Another purpose of the FOIA is to open agency action to the light of public scrutiny, by requiring agencies to adhere to a philosophy of full disclosure, under a belief that such a philosophy, when put into practice, will help to insure an informed citizenry, vital to the functioning of a democratic society. The FOIA seeks to provide a workable and balanced formula which makes available information that ought to be public and, at the same time, protects certain information which must remain confidential in order to protect legitimate governmental functions. The emphasis of the FOIA is nonetheless on disclosure, since the Act clearly states that nothing therein authorizes the withholding of information or limits the availability of records to the public, except as specifically stated therein.
Virtually every document generated by an agency is available to the public in one form or another under the FOIA, unless it falls within one of the Act’s nine exemptions. Accordingly, the policy of the FOIA requires that its disclosure provisions be construed broadly, and its exemptions are given a narrow compass. However, nothing within the Act is authority for the withholding of information from Congress.

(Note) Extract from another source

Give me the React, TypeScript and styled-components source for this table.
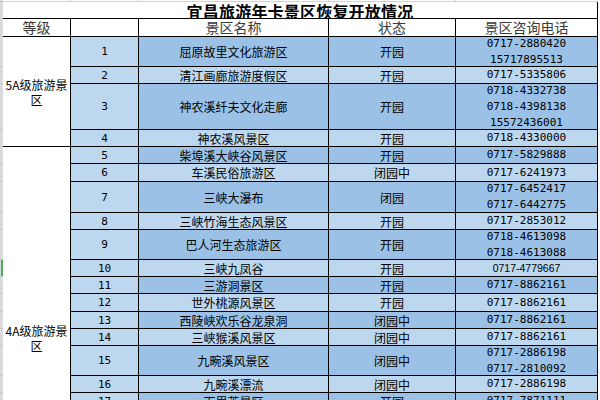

[i]Pa. Dep’t of Pub.Welfare v. United States, 2001 U.S. Dist. LEXIS 3492 (W.D. Pa. Feb. 7, 2001).
[ii] Department of Air Force v. Rose, 425 U.S. 352, 360-361, 48 L. Ed. 2d 11, 96 S. Ct. 1592 (1976).
[iii] Department of Air Force v. Rose, 425 U.S. 352, 360-361, 48 L. Ed. 2d 11, 96 S. Ct. 1592 (1976).
[iv] United States Dep’t of Defense v. Federal Labor Relations Auth., 510 U.S. 487, 495-496 (U.S. 1994).
[v] United States Dep’t of Defense v. Federal Labor Relations Auth., 510 U.S. 487, 495-496 (U.S. 1994).
[vi] United States Dep’t of Defense v. Federal Labor Relations Auth., 510 U.S. 487, 494-495 (U.S. 1994).
[vii] Reilly v. United States EPA, 429 F. Supp. 2d 335, 341 (D. Mass. 2006).
[viii] John Doe Agency v. John Doe Corp., 493 U.S. 146, 152 (U.S. 1989).
[ix] Church of Scientology International v. U.S. Dept. of Justice, 30 F.3d 224, 228 (1 Cir., 1994).
[x] Kissinger v. Reporters Comm. for Freedom of the Press, 445 U.S. 136, 150, 100 S.Ct. 960, 968, 63 L. Ed. 2d 267 (1980).
[xi] Goldgar v. Office of Admin., Executive Office of the President, 26 F.3d 32, 34 (5th Cir. 1994).
[xii] U.S. Dep’t of Justice v. Tax Analysts, 492 U.S. 136, 142 n. 3, 109 S. Ct. 2841, 2847 n. 3, 106 L. Ed. 2d 112 (1989).
[xiii] Rodriguez v. Providence Police Dep’t, 2009 U.S. Dist. LEXIS 64439, 4-5 (D.R.I. June 23, 2009).
[xiv] United States DOJ v. Tax Analysts, 492 U.S. 136 (U.S. 1989).